BEGIN DATASET EXTRACT

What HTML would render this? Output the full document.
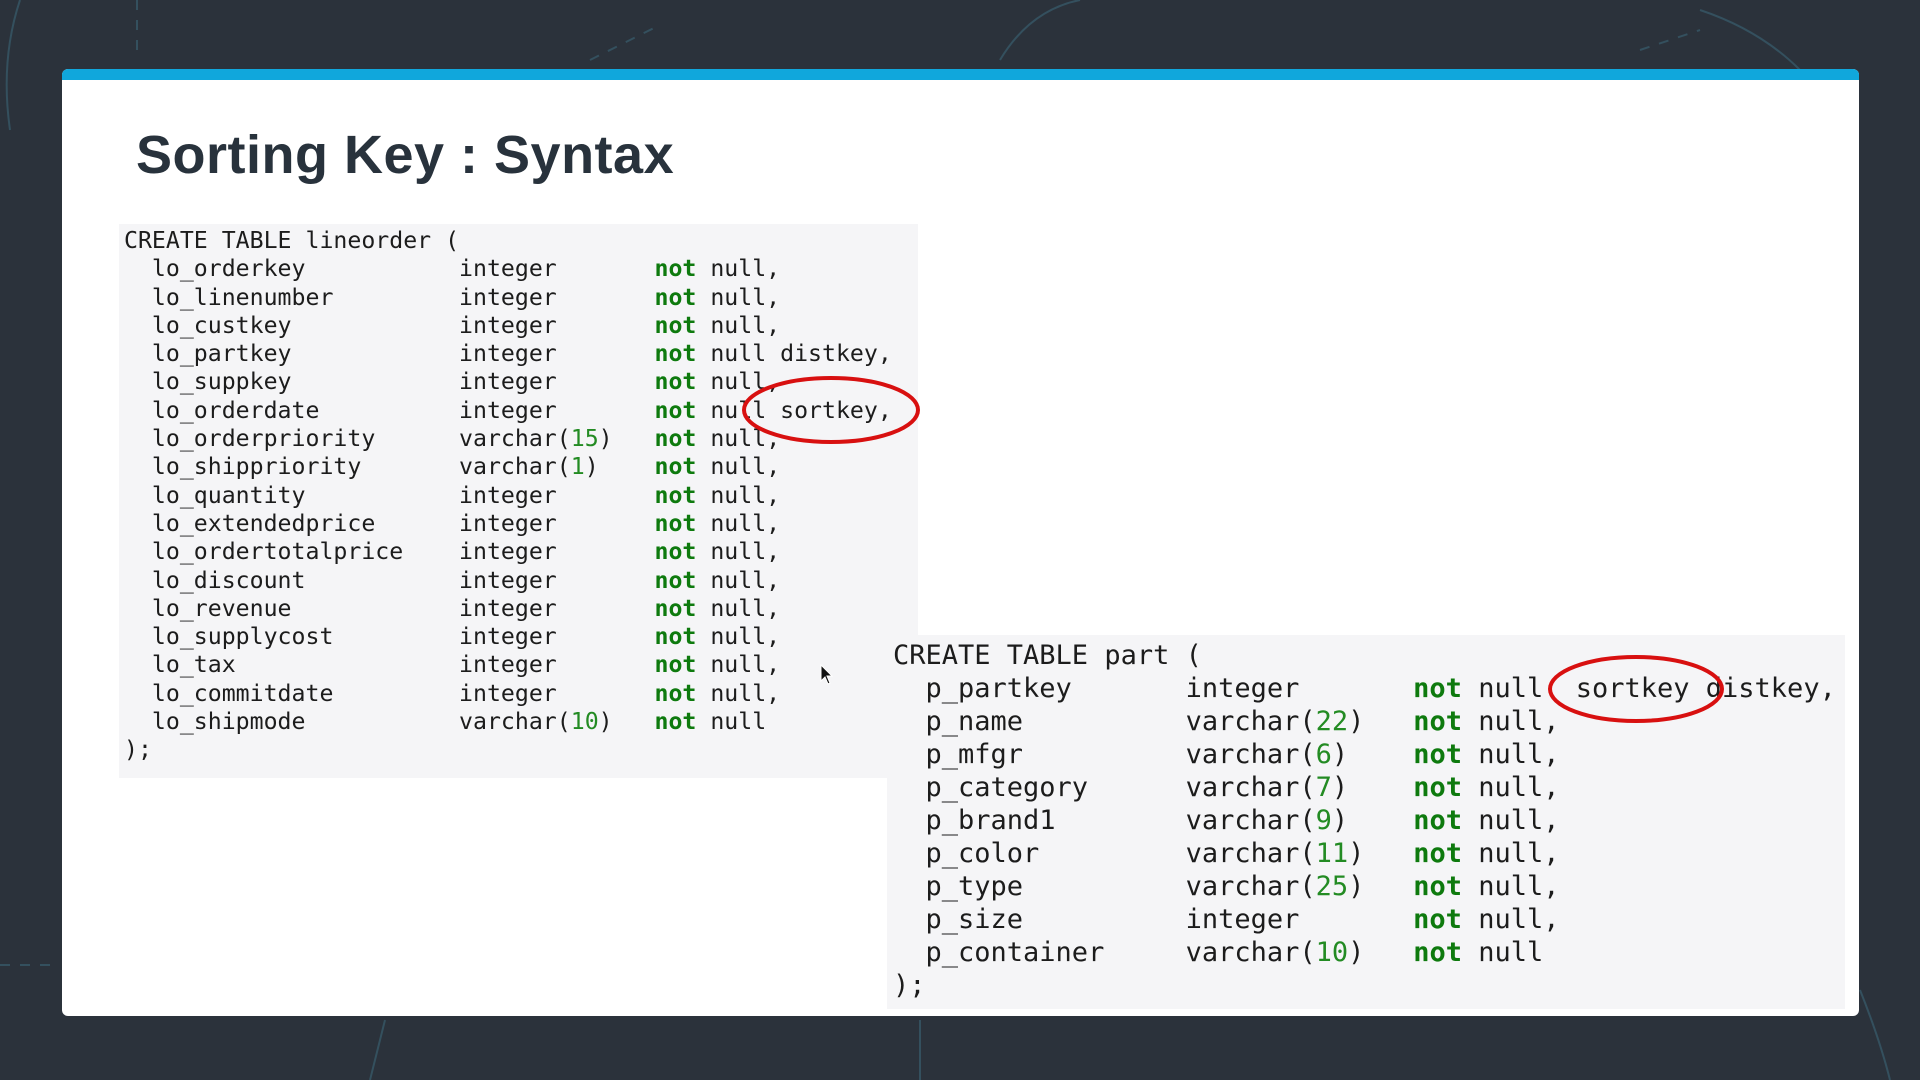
<!DOCTYPE html>
<html><head><meta charset="utf-8"><style>
html,body{margin:0;padding:0;width:1920px;height:1080px;overflow:hidden;background:#2b323b;}
.card{position:absolute;left:62px;top:69px;width:1797px;height:947px;background:#fff;border-radius:6px;overflow:hidden;}
.bar{position:absolute;left:0;top:0;right:0;height:11px;background:#10a7dc;}
h1{position:absolute;left:136px;top:124px;margin:0;font:bold 54px "Liberation Sans",sans-serif;color:#28323c;letter-spacing:0.5px;}
pre{position:absolute;margin:0;font-family:"DejaVu Sans Mono","Liberation Mono",monospace;color:#1c1c1c;background:#f5f5f7;}
.b1{left:119px;top:224px;width:794px;height:551px;font-size:23.2px;line-height:28.3px;padding:3px 0 0 5px;}
.b2{left:887px;top:635px;width:952px;height:370px;font-size:27px;line-height:33px;padding:4px 0 0 6px;}
b{color:#0e7a0e;}
i{font-style:normal;color:#238b23;}
</style></head><body>
<svg width="1920" height="1080" style="position:absolute;left:0;top:0" fill="none" stroke="#34505e" stroke-width="2">
<path d="M20 0 Q0 60 10 130" />
<path d="M137 0 V60" stroke-dasharray="10 10"/>
<path d="M590 60 L660 25" stroke-dasharray="10 10"/>
<path d="M1000 60 Q1030 10 1080 0"/>
<path d="M1640 50 L1700 30" stroke-dasharray="10 10"/>
<path d="M1700 10 Q1760 30 1800 70"/>
<path d="M0 965 H60" stroke-dasharray="10 10"/>
<path d="M385 1020 L370 1080"/>
<path d="M920 1020 V1080"/>
<path d="M1860 990 Q1880 1040 1890 1080"/>
</svg>
<div class="card"><div class="bar"></div></div>
<h1>Sorting Key : Syntax</h1>
<pre class="b1">CREATE TABLE lineorder (
  lo_orderkey           integer       <b>not</b> null,
  lo_linenumber         integer       <b>not</b> null,
  lo_custkey            integer       <b>not</b> null,
  lo_partkey            integer       <b>not</b> null distkey,
  lo_suppkey            integer       <b>not</b> null,
  lo_orderdate          integer       <b>not</b> null sortkey,
  lo_orderpriority      varchar(<i>15</i>)   <b>not</b> null,
  lo_shippriority       varchar(<i>1</i>)    <b>not</b> null,
  lo_quantity           integer       <b>not</b> null,
  lo_extendedprice      integer       <b>not</b> null,
  lo_ordertotalprice    integer       <b>not</b> null,
  lo_discount           integer       <b>not</b> null,
  lo_revenue            integer       <b>not</b> null,
  lo_supplycost         integer       <b>not</b> null,
  lo_tax                integer       <b>not</b> null,
  lo_commitdate         integer       <b>not</b> null,
  lo_shipmode           varchar(<i>10</i>)   <b>not</b> null
);</pre>
<pre class="b2">CREATE TABLE part (
  p_partkey       integer       <b>not</b> null  sortkey distkey,
  p_name          varchar(<i>22</i>)   <b>not</b> null,
  p_mfgr          varchar(<i>6</i>)    <b>not</b> null,
  p_category      varchar(<i>7</i>)    <b>not</b> null,
  p_brand1        varchar(<i>9</i>)    <b>not</b> null,
  p_color         varchar(<i>11</i>)   <b>not</b> null,
  p_type          varchar(<i>25</i>)   <b>not</b> null,
  p_size          integer       <b>not</b> null,
  p_container     varchar(<i>10</i>)   <b>not</b> null
);</pre>
<svg width="1920" height="1080" style="position:absolute;left:0;top:0" fill="none" stroke="#d81010" stroke-width="4">
<ellipse cx="831" cy="410" rx="87" ry="32"/>
<ellipse cx="1636" cy="689" rx="86" ry="32"/>
<path d="M821 665 v16 l4 -4 l3 7 l2 -1 l-3 -7 h5 z" fill="#111" stroke="#fff" stroke-width="1"/>
</svg>
</body></html>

END DATASET EXTRACT

WHAT YOU ARE ASKED TO DO = Output the data above without changes, apart from leaving out the pictures.

REPLY TO THE TASK =
What HTML would render this? Output the full document.
<!DOCTYPE html>
<html><head><meta charset="utf-8"><style>
html,body{margin:0;padding:0;width:1920px;height:1080px;overflow:hidden;background:#2b323b;}
.card{position:absolute;left:62px;top:69px;width:1797px;height:947px;background:#fff;border-radius:6px;overflow:hidden;}
.bar{position:absolute;left:0;top:0;right:0;height:11px;background:#10a7dc;}
h1{position:absolute;left:136px;top:124px;margin:0;font:bold 54px "Liberation Sans",sans-serif;color:#28323c;letter-spacing:0.5px;}
pre{position:absolute;margin:0;font-family:"DejaVu Sans Mono","Liberation Mono",monospace;color:#1c1c1c;background:#f5f5f7;}
.b1{left:119px;top:224px;width:794px;height:551px;font-size:23.2px;line-height:28.3px;padding:3px 0 0 5px;}
.b2{left:887px;top:635px;width:952px;height:370px;font-size:27px;line-height:33px;padding:4px 0 0 6px;}
b{color:#0e7a0e;}
i{font-style:normal;color:#238b23;}
</style></head><body>
<svg width="1920" height="1080" style="position:absolute;left:0;top:0" fill="none" stroke="#34505e" stroke-width="2">
<path d="M20 0 Q0 60 10 130" />
<path d="M137 0 V60" stroke-dasharray="10 10"/>
<path d="M590 60 L660 25" stroke-dasharray="10 10"/>
<path d="M1000 60 Q1030 10 1080 0"/>
<path d="M1640 50 L1700 30" stroke-dasharray="10 10"/>
<path d="M1700 10 Q1760 30 1800 70"/>
<path d="M0 965 H60" stroke-dasharray="10 10"/>
<path d="M385 1020 L370 1080"/>
<path d="M920 1020 V1080"/>
<path d="M1860 990 Q1880 1040 1890 1080"/>
</svg>
<div class="card"><div class="bar"></div></div>
<h1>Sorting Key : Syntax</h1>
<pre class="b1">CREATE TABLE lineorder (
  lo_orderkey           integer       <b>not</b> null,
  lo_linenumber         integer       <b>not</b> null,
  lo_custkey            integer       <b>not</b> null,
  lo_partkey            integer       <b>not</b> null distkey,
  lo_suppkey            integer       <b>not</b> null,
  lo_orderdate          integer       <b>not</b> null sortkey,
  lo_orderpriority      varchar(<i>15</i>)   <b>not</b> null,
  lo_shippriority       varchar(<i>1</i>)    <b>not</b> null,
  lo_quantity           integer       <b>not</b> null,
  lo_extendedprice      integer       <b>not</b> null,
  lo_ordertotalprice    integer       <b>not</b> null,
  lo_discount           integer       <b>not</b> null,
  lo_revenue            integer       <b>not</b> null,
  lo_supplycost         integer       <b>not</b> null,
  lo_tax                integer       <b>not</b> null,
  lo_commitdate         integer       <b>not</b> null,
  lo_shipmode           varchar(<i>10</i>)   <b>not</b> null
);</pre>
<pre class="b2">CREATE TABLE part (
  p_partkey       integer       <b>not</b> null  sortkey distkey,
  p_name          varchar(<i>22</i>)   <b>not</b> null,
  p_mfgr          varchar(<i>6</i>)    <b>not</b> null,
  p_category      varchar(<i>7</i>)    <b>not</b> null,
  p_brand1        varchar(<i>9</i>)    <b>not</b> null,
  p_color         varchar(<i>11</i>)   <b>not</b> null,
  p_type          varchar(<i>25</i>)   <b>not</b> null,
  p_size          integer       <b>not</b> null,
  p_container     varchar(<i>10</i>)   <b>not</b> null
);</pre>
<svg width="1920" height="1080" style="position:absolute;left:0;top:0" fill="none" stroke="#d81010" stroke-width="4">
<ellipse cx="831" cy="410" rx="87" ry="32"/>
<ellipse cx="1636" cy="689" rx="86" ry="32"/>
<path d="M821 665 v16 l4 -4 l3 7 l2 -1 l-3 -7 h5 z" fill="#111" stroke="#fff" stroke-width="1"/>
</svg>
</body></html>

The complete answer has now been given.